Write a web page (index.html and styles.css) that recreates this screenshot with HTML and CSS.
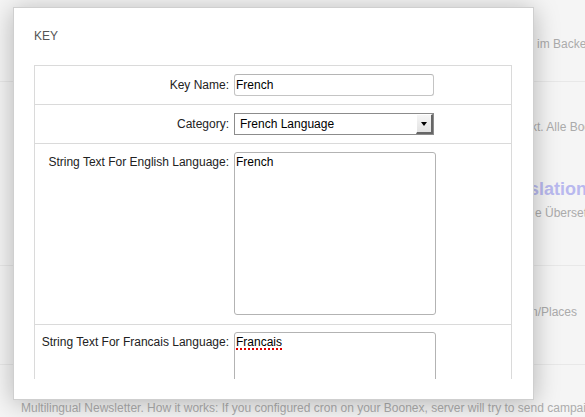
FILE: index.html
```html
<!DOCTYPE html>
<html lang="en">
<head>
<meta charset="utf-8">
<title>Key</title>
<link rel="stylesheet" href="styles.css">
</head>
<body>
<div class="page">
  <section class="bg-sec s1">
    <p class="bg-line l-back">im Backend verwalten und anpassen</p>
  </section>
  <section class="bg-sec s2">
    <p class="bg-line l-alle">kt. Alle Boonex Module werden unterstützt</p>
    <h3 class="bg-title">slations</h3>
    <p class="bg-line l-uber">e Übersetzungen für alle Sprachen</p>
  </section>
  <section class="bg-sec s3">
    <p class="bg-line l-places">n/Places</p>
  </section>
  <section class="bg-sec s4">
    <p class="bg-foot">Multilingual Newsletter. How it works: If you configured cron on your Boonex, server will try to send campaigns</p>
  </section>
</div>

<div class="dialog">
  <h2 class="title">KEY</h2>
  <div class="form">
    <div class="row">
      <label class="label" for="kn">Key Name:</label>
      <div class="field"><input id="kn" class="input" type="text" value="French"></div>
    </div>
    <div class="row">
      <label class="label" for="cat">Category:</label>
      <div class="field">
        <div class="select-wrap">
          <select id="cat" class="select"><option>French Language</option></select>
          <span class="arrow"></span>
        </div>
      </div>
    </div>
    <div class="row tall">
      <label class="label">String Text For English Language:</label>
      <div class="field"><div class="textarea big">French</div></div>
    </div>
    <div class="row tall">
      <label class="label">String Text For Francais Language:</label>
      <div class="field"><div class="textarea big"><span class="spell">Francais</span></div></div>
    </div>
  </div>
</div>
</body>
</html>
```

FILE: styles.css
```css
html, body {
  margin: 0;
  padding: 0;
}
body {
  width: 585px;
  height: 417px;
  overflow: hidden;
  position: relative;
  background: #f5f5f5;
  font-family: "Liberation Sans", Arial, sans-serif;
  font-size: 12px;
}

/* background page */
.page {
  width: 585px;
  overflow: hidden;
}
.bg-sec {
  box-sizing: border-box;
  border-bottom: 1px solid #e8e8e8;
}
.s1 { height: 82px; padding-top: 37px; }
.s2 { height: 184px; padding-top: 38px; }
.s3 { height: 99px; padding-top: 39px; }
.s4 { border-bottom: none; padding-top: 36px; }

.bg-line {
  margin: 0;
  line-height: 15px;
  white-space: nowrap;
  overflow: hidden;
  color: #ababab;
}
.l-back { padding-left: 537px; }
.l-alle { padding-left: 531px; }
.l-uber { padding-left: 535px; margin-top: 6px; }
.l-places { padding-left: 531px; }
.bg-title {
  margin: 44px 0 0;
  padding-left: 529px;
  font-size: 18px;
  line-height: 21px;
  font-weight: bold;
  white-space: nowrap;
  overflow: hidden;
  color: #b9b9ef;
}
.bg-foot {
  margin: 0;
  padding-left: 21px;
  line-height: 15px;
  white-space: nowrap;
  overflow: hidden;
  color: #adadad;
}

/* dialog */
.dialog {
  position: absolute;
  left: 13px;
  top: 7px;
  width: 521px;
  height: 393px;
  box-sizing: border-box;
  background: #fff;
  border: 1px solid #cfcfcf;
  box-shadow: 0 3px 24px rgba(0, 0, 0, 0.27);
  padding: 21px 0 0 20px;
}
.title {
  margin: 0;
  font-size: 12px;
  line-height: 15px;
  font-weight: normal;
  color: #555;
}
.form {
  margin-top: 21px;
  width: 478px;
  height: 314px;
  box-sizing: border-box;
  overflow: hidden;
  border: 1px solid #dadada;
  border-bottom: none;
}
.row {
  display: grid;
  grid-template-columns: 199px 1fr;
  border-bottom: 1px solid #dadada;
  padding: 8px 0;
}
.row.tall {
  padding: 8px 0 9px;
}
.row.tall + .row.tall {
  padding-top: 7px;
}
.label {
  align-self: center;
  text-align: right;
  padding-right: 5px;
  color: #222;
  line-height: 15px;
}
.row.tall .label {
  align-self: start;
  padding-top: 3px;
}
.input {
  display: block;
  width: 200px;
  height: 22px;
  box-sizing: border-box;
  margin: 0;
  border: 1px solid #c4c4c4;
  border-top-color: #b5b5b5;
  border-radius: 3px;
  padding: 0 1px;
  font-family: "Liberation Sans", Arial, sans-serif;
  font-size: 12px;
  color: #000;
  background: #fff;
  outline: none;
}
.select-wrap {
  position: relative;
  width: 200px;
  height: 22px;
}
.select {
  display: block;
  -webkit-appearance: none;
  appearance: none;
  width: 200px;
  height: 22px;
  box-sizing: border-box;
  margin: 0;
  border: 1px solid #8c8c8c;
  border-radius: 0;
  padding: 0 0 0 5px;
  background: #fff;
  font-family: "Liberation Sans", Arial, sans-serif;
  font-size: 12px;
  color: #000;
  outline: none;
}
.arrow {
  position: absolute;
  right: 1px;
  top: 1px;
  width: 17px;
  height: 20px;
  box-sizing: border-box;
  background: linear-gradient(#f6f6f6, #e2e2e2);
  border-left: 1px solid #fff;
  border-top: 1px solid #fff;
  border-right: 2px solid #666;
  border-bottom: 2px solid #666;
}
.arrow::after {
  content: "";
  position: absolute;
  left: 4px;
  top: 7px;
  border-left: 3.5px solid transparent;
  border-right: 3.5px solid transparent;
  border-top: 4px solid #000;
}
.textarea {
  width: 202px;
  box-sizing: border-box;
  border: 1px solid #b3b3b3;
  border-radius: 3px;
  padding: 2px 1px;
  line-height: 15px;
  color: #000;
  background: #fff;
}
.textarea.big {
  height: 163px;
}
.spell {
  text-decoration: underline dotted #e00000;
  text-decoration-thickness: 2px;
  text-underline-offset: 2px;
}
```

++++++++++

▸ **Stated goal**
Copy out all of the material exactly as written, without its pictures.

▸ **Output**
Write a web page (index.html and styles.css) that recreates this screenshot with HTML and CSS.
FILE: index.html
```html
<!DOCTYPE html>
<html lang="en">
<head>
<meta charset="utf-8">
<title>Key</title>
<link rel="stylesheet" href="styles.css">
</head>
<body>
<div class="page">
  <section class="bg-sec s1">
    <p class="bg-line l-back">im Backend verwalten und anpassen</p>
  </section>
  <section class="bg-sec s2">
    <p class="bg-line l-alle">kt. Alle Boonex Module werden unterstützt</p>
    <h3 class="bg-title">slations</h3>
    <p class="bg-line l-uber">e Übersetzungen für alle Sprachen</p>
  </section>
  <section class="bg-sec s3">
    <p class="bg-line l-places">n/Places</p>
  </section>
  <section class="bg-sec s4">
    <p class="bg-foot">Multilingual Newsletter. How it works: If you configured cron on your Boonex, server will try to send campaigns</p>
  </section>
</div>

<div class="dialog">
  <h2 class="title">KEY</h2>
  <div class="form">
    <div class="row">
      <label class="label" for="kn">Key Name:</label>
      <div class="field"><input id="kn" class="input" type="text" value="French"></div>
    </div>
    <div class="row">
      <label class="label" for="cat">Category:</label>
      <div class="field">
        <div class="select-wrap">
          <select id="cat" class="select"><option>French Language</option></select>
          <span class="arrow"></span>
        </div>
      </div>
    </div>
    <div class="row tall">
      <label class="label">String Text For English Language:</label>
      <div class="field"><div class="textarea big">French</div></div>
    </div>
    <div class="row tall">
      <label class="label">String Text For Francais Language:</label>
      <div class="field"><div class="textarea big"><span class="spell">Francais</span></div></div>
    </div>
  </div>
</div>
</body>
</html>
```

FILE: styles.css
```css
html, body {
  margin: 0;
  padding: 0;
}
body {
  width: 585px;
  height: 417px;
  overflow: hidden;
  position: relative;
  background: #f5f5f5;
  font-family: "Liberation Sans", Arial, sans-serif;
  font-size: 12px;
}

/* background page */
.page {
  width: 585px;
  overflow: hidden;
}
.bg-sec {
  box-sizing: border-box;
  border-bottom: 1px solid #e8e8e8;
}
.s1 { height: 82px; padding-top: 37px; }
.s2 { height: 184px; padding-top: 38px; }
.s3 { height: 99px; padding-top: 39px; }
.s4 { border-bottom: none; padding-top: 36px; }

.bg-line {
  margin: 0;
  line-height: 15px;
  white-space: nowrap;
  overflow: hidden;
  color: #ababab;
}
.l-back { padding-left: 537px; }
.l-alle { padding-left: 531px; }
.l-uber { padding-left: 535px; margin-top: 6px; }
.l-places { padding-left: 531px; }
.bg-title {
  margin: 44px 0 0;
  padding-left: 529px;
  font-size: 18px;
  line-height: 21px;
  font-weight: bold;
  white-space: nowrap;
  overflow: hidden;
  color: #b9b9ef;
}
.bg-foot {
  margin: 0;
  padding-left: 21px;
  line-height: 15px;
  white-space: nowrap;
  overflow: hidden;
  color: #adadad;
}

/* dialog */
.dialog {
  position: absolute;
  left: 13px;
  top: 7px;
  width: 521px;
  height: 393px;
  box-sizing: border-box;
  background: #fff;
  border: 1px solid #cfcfcf;
  box-shadow: 0 3px 24px rgba(0, 0, 0, 0.27);
  padding: 21px 0 0 20px;
}
.title {
  margin: 0;
  font-size: 12px;
  line-height: 15px;
  font-weight: normal;
  color: #555;
}
.form {
  margin-top: 21px;
  width: 478px;
  height: 314px;
  box-sizing: border-box;
  overflow: hidden;
  border: 1px solid #dadada;
  border-bottom: none;
}
.row {
  display: grid;
  grid-template-columns: 199px 1fr;
  border-bottom: 1px solid #dadada;
  padding: 8px 0;
}
.row.tall {
  padding: 8px 0 9px;
}
.row.tall + .row.tall {
  padding-top: 7px;
}
.label {
  align-self: center;
  text-align: right;
  padding-right: 5px;
  color: #222;
  line-height: 15px;
}
.row.tall .label {
  align-self: start;
  padding-top: 3px;
}
.input {
  display: block;
  width: 200px;
  height: 22px;
  box-sizing: border-box;
  margin: 0;
  border: 1px solid #c4c4c4;
  border-top-color: #b5b5b5;
  border-radius: 3px;
  padding: 0 1px;
  font-family: "Liberation Sans", Arial, sans-serif;
  font-size: 12px;
  color: #000;
  background: #fff;
  outline: none;
}
.select-wrap {
  position: relative;
  width: 200px;
  height: 22px;
}
.select {
  display: block;
  -webkit-appearance: none;
  appearance: none;
  width: 200px;
  height: 22px;
  box-sizing: border-box;
  margin: 0;
  border: 1px solid #8c8c8c;
  border-radius: 0;
  padding: 0 0 0 5px;
  background: #fff;
  font-family: "Liberation Sans", Arial, sans-serif;
  font-size: 12px;
  color: #000;
  outline: none;
}
.arrow {
  position: absolute;
  right: 1px;
  top: 1px;
  width: 17px;
  height: 20px;
  box-sizing: border-box;
  background: linear-gradient(#f6f6f6, #e2e2e2);
  border-left: 1px solid #fff;
  border-top: 1px solid #fff;
  border-right: 2px solid #666;
  border-bottom: 2px solid #666;
}
.arrow::after {
  content: "";
  position: absolute;
  left: 4px;
  top: 7px;
  border-left: 3.5px solid transparent;
  border-right: 3.5px solid transparent;
  border-top: 4px solid #000;
}
.textarea {
  width: 202px;
  box-sizing: border-box;
  border: 1px solid #b3b3b3;
  border-radius: 3px;
  padding: 2px 1px;
  line-height: 15px;
  color: #000;
  background: #fff;
}
.textarea.big {
  height: 163px;
}
.spell {
  text-decoration: underline dotted #e00000;
  text-decoration-thickness: 2px;
  text-underline-offset: 2px;
}
```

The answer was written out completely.